Smoking in bars, restaurants and other enclosed public spaces will be illegal after Jan. 1 under an ordinance the Waco City Council approved Tuesday.

The council made some minor tweaks to the ordinance on second reading to ease the burden on businesses that want to create a smoking patio or allow on-site sampling of e-cigarettes.

The ordinance, which also limits smoking in parks to small dedicated areas, passed 5-1, with Councilman John Kinnaird dissenting.

Local advocates for the ban called it a win for the health of employees and customers.

The current smoking ordinance, adopted in 2009, exempted existing bars and allowed walled-off, separately ventilated smoking rooms in restaurants and other businesses. But medical leaders and other advocates with the Smoke-Free Waco Coalition said the smoking-room provision created a false sense of security for restaurant patrons.

“We know based on what the (U.S. Centers for Disease Control) says that there is no technology that can clean the air in a non-smoking section of a restaurant that has a smoking section,” said Dr. Bradford Holland, an ear, nose and throat physician and former McLennan County Medical Society president.

He said the “non-smoking” sections were a “public ruse” that allow unwary families to expose their children to secondhand smoke.

“When they do this, we perpetuate the myth that the current system sells, the myth that this is safe,” he said.

Other speakers blasted the new law as a government intrusion on decisions best left to customers and business owners.

Doug Enhelder, owner of Geneva’s Place Sports Bar, 2824 N. 18th St., asked the council to put the ban to the voters as a referendum.

“This would totally destroy my business,” he said. “It’s going to send my customers to Bellmead and Lacy Lakeview, where they’re allowed to smoke.”

Councilman Kinnaird did not reiterate his reasons for voting against the ban, but at the first reading July 7, he said it went too far in interfering with the rights of businesses.

Peaches Henry, a college instructor and president of the local NAACP, said the rights of employees to work in a healthy environment should outweigh other considerations.

“Food service workers are significantly less protected than others” from respiratory illnesses caused by secondhand smoke, she said.

“Such workers do not have a choice where they work or how they’re exposed to secondhand smoke,” she said. “This will ensure that all workers are treated equally under the law.”

Changes to ordinance

To placate business owners, the council made it easier to smoke in front of business establishments or on smoking patios.
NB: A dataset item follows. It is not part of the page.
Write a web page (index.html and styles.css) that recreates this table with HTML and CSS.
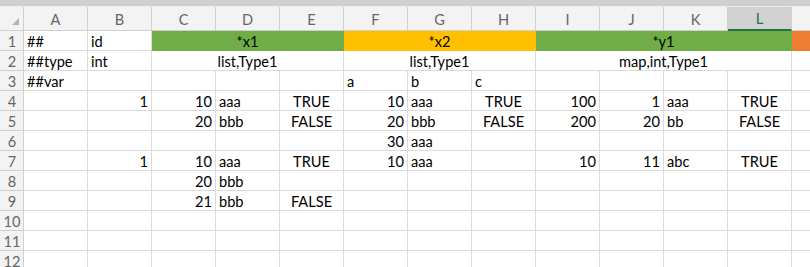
FILE: index.html
```html
<!DOCTYPE html>
<html lang="en">
<head>
    <meta charset="UTF-8">
    <meta name="viewport" content="width=device-width, initial-scale=1.0">
    <title>Book1 - Sheet1</title>
    <link rel="stylesheet" href="styles.css">
</head>
<body>
    <div class="window">
        <div class="formula-edge"></div>
        <div class="sheet" id="sheet"></div>
    </div>

    <script>
        const COLUMNS = ['A', 'B', 'C', 'D', 'E', 'F', 'G', 'H', 'I', 'J', 'K', 'L', 'M'];
        const SELECTED_COLUMN = 'L';
        const VISIBLE_ROWS = 12;

        // one entry per row, strings/numbers/booleans are plain cells,
        // objects describe merged or filled cells
        const rows = [
            ['##', 'id',
                { t: '*x1', span: 3, fill: 'green' },
                { t: '*x2', span: 3, fill: 'gold' },
                { t: '*y1', span: 4, fill: 'green' },
                { t: '', fill: 'orange' }],
            ['##type', 'int',
                { t: 'list,Type1', span: 3 },
                { t: 'list,Type1', span: 3 },
                { t: 'map,int,Type1', span: 4 },
                ''],
            ['##var', '', '', '', '', 'a', 'b', 'c', '', '', '', '', ''],
            ['', 1, 10, 'aaa', true, 10, 'aaa', true, 100, 1, 'aaa', true, ''],
            ['', '', 20, 'bbb', false, 20, 'bbb', false, 200, 20, 'bb', false, ''],
            ['', '', '', '', '', 30, 'aaa', '', '', '', '', '', ''],
            ['', 1, 10, 'aaa', true, 10, 'aaa', '', 10, 11, 'abc', true, ''],
            ['', '', 20, 'bbb', '', '', '', '', '', '', '', '', ''],
            ['', '', 21, 'bbb', false, '', '', '', '', '', '', '', '']
        ];

        function makeCell(className, text) {
            const el = document.createElement('div');
            el.className = className;
            el.textContent = text;
            return el;
        }

        function renderSheet() {
            const sheet = document.getElementById('sheet');
            sheet.innerHTML = '';

            // column headers
            const corner = makeCell('corner', '');
            corner.innerHTML = '<svg class="select-all" width="7" height="7" viewBox="0 0 7 7"><polygon points="7,0 7,7 0,7" fill="#b4b4b4"/></svg>';
            sheet.appendChild(corner);
            COLUMNS.forEach(c => {
                const head = makeCell('col-head', c === 'M' ? '' : c);
                if (c === SELECTED_COLUMN) head.classList.add('selected');
                sheet.appendChild(head);
            });

            for (let r = 0; r < VISIBLE_ROWS; r++) {
                sheet.appendChild(makeCell('row-head', String(r + 1)));
                const data = rows[r] || COLUMNS.map(() => '');

                data.forEach(value => {
                    let cell;
                    if (value !== null && typeof value === 'object') {
                        cell = makeCell('cell merged', value.t);
                        if (value.span) cell.style.gridColumn = `span ${value.span}`;
                        if (value.fill) cell.classList.add('fill-' + value.fill);
                    } else if (typeof value === 'number') {
                        cell = makeCell('cell num', value);
                    } else if (typeof value === 'boolean') {
                        cell = makeCell('cell bool', value ? 'TRUE' : 'FALSE');
                    } else {
                        cell = makeCell('cell', value);
                    }
                    sheet.appendChild(cell);
                });
            }
        }

        renderSheet();
    </script>
</body>
</html>
```

FILE: styles.css
```css
:root {
    --grid-line: #dadada;
    --head-bg: #f3f3f3;
    --head-line: #d0d0d0;
    --head-text: #666;
    --excel-green: #217346;
    --fill-green: #70ad47;
    --fill-gold: #ffc000;
    --fill-orange: #ed7d31;
}

* {
    margin: 0;
    padding: 0;
    box-sizing: border-box;
}

body {
    background: #fff;
    overflow: hidden;
    font-family: Lato, "Liberation Sans", sans-serif;
    font-size: 14.6px;
    color: #000;
}

.window {
    width: 810px;
    height: 267px;
    overflow: hidden;
}

.formula-edge {
    height: 7px;
    background: #cfcfcf;
    border-bottom: 1px solid #ececec;
}

.sheet {
    display: grid;
    grid-template-columns: 24px repeat(13, 64px);
    grid-template-rows: 24px;
    grid-auto-rows: 20px;
    width: max-content;
}

.corner,
.col-head,
.row-head {
    background: var(--head-bg);
    color: var(--head-text);
    border-right: 1px solid var(--head-line);
    border-bottom: 1px solid var(--head-line);
}

.corner {
    display: flex;
    align-items: flex-end;
    justify-content: flex-end;
    padding: 0 4px 5px 0;
}

.col-head {
    display: flex;
    align-items: center;
    justify-content: center;
    padding-top: 1px;
}

.col-head.selected {
    background: #d2d2d2;
    color: var(--excel-green);
    border-bottom: 2px solid var(--excel-green);
}

.row-head {
    text-align: center;
    line-height: 21px;
    padding-left: 1px;
}

/* excel sits text on the bottom of the row */
.cell {
    border-right: 1px solid var(--grid-line);
    border-bottom: 1px solid var(--grid-line);
    padding: 1px 3px 0;
    line-height: 19px;
    white-space: nowrap;
    overflow: hidden;
}

.cell.num {
    text-align: right;
}

.cell.bool,
.cell.merged {
    text-align: center;
}

.fill-green {
    background: var(--fill-green);
    border-color: var(--fill-green);
}

.fill-gold {
    background: var(--fill-gold);
    border-color: var(--fill-gold);
}

.fill-orange {
    background: var(--fill-orange);
    border-color: var(--fill-orange);
}
```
The new ordinance will allow smoking within 15 feet of a business’s front door, down from 20 now, and there will be no distance requirements from doors leading to outdoor patios.

Sammy Citrano, owner of George’s Restaurant and Bar, one of a handful of restaurants that has a smoking section, attended the meeting but did not speak. In an interview after the meeting, he said the distance requirement change will allow him to build an outdoor patio at his popular restaurant on Speight Avenue.

“The council has spoken,” he said. “I just hope that this law stays as it is and doesn’t change again.”

The ordinance exempts hookah and cigar lounges as well as retail tobacco and e-cigarette vapor shops.

A version of the ordinance earlier this month would have required specially ventilated rooms for smoking or “vaping” in such shops, raising the hackles of vapor shop owners.

Shawn Burke of Cloud Chasers vape shop said building such a room would cost him some $10,000. He said the only people who come to his shop are e-cigarette customers, and a vaping room wouldn’t protect anyone from anything.

“To spend that kind of money for a clientele that doesn’t exist, it’s beyond me,” he said. “You’re going to kill the business of small shops.”

At the urging of Councilman Kyle Deaver, the council amended the ordinance to eliminate the requirement for ventilating smoke and vapor shops.

Fines under the ordinance for both individuals and businesses in violation of the law range from $50 for a first offense up to $500 for multiple offenses.